» REQUIRED WORK: Note how many lines contain "components" and give that number, with nothing else.
--- BEGIN COLLECTED MATERIAL ---
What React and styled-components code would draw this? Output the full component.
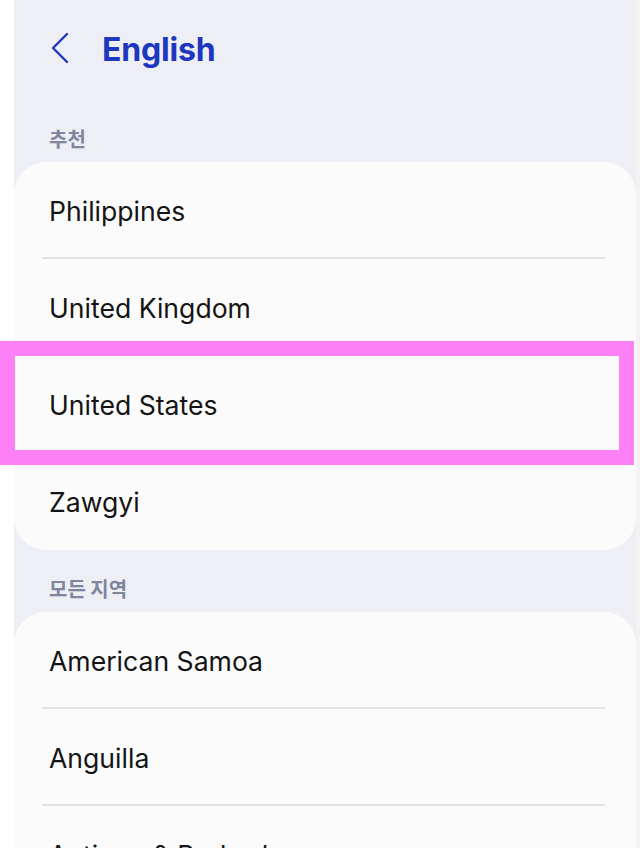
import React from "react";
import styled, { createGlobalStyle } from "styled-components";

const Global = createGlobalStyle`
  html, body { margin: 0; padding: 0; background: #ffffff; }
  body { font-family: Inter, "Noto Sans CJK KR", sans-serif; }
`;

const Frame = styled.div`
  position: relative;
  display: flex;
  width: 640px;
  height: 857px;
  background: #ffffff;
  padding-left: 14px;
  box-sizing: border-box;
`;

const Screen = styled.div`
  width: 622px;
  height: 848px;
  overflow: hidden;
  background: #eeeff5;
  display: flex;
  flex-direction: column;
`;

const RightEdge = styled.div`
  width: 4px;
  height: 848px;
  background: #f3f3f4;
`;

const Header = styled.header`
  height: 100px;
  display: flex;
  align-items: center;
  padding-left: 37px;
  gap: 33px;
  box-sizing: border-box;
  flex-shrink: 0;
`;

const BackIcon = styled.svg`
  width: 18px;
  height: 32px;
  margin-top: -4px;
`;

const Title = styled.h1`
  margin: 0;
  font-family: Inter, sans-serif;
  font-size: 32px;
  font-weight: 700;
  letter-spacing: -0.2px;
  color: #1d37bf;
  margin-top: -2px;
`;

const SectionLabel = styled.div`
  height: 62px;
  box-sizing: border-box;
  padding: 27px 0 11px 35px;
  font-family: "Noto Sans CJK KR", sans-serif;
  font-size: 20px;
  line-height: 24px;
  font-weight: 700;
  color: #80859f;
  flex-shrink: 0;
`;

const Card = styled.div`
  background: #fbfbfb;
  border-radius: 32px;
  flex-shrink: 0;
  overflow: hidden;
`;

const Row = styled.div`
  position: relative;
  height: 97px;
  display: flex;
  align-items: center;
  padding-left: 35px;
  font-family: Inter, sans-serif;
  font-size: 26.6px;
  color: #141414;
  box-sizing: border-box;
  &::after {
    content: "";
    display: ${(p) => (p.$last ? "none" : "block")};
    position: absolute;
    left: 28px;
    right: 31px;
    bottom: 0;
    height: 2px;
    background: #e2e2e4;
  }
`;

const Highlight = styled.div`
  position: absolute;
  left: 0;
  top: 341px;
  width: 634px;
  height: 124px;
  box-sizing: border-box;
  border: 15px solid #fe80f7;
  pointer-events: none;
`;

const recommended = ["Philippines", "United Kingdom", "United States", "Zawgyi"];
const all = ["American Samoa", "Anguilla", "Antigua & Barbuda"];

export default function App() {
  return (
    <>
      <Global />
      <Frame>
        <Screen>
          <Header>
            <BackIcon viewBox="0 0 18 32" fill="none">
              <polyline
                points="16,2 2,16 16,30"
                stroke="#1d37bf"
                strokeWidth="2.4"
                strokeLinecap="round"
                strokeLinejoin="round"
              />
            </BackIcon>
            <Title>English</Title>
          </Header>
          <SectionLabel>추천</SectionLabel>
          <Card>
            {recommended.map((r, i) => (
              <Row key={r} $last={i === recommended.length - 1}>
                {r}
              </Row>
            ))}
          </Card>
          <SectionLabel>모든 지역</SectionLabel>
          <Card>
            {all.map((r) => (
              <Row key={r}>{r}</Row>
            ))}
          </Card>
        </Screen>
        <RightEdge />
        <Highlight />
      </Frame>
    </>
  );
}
--- END COLLECTED MATERIAL ---
» COMPLETED EXERCISE: 2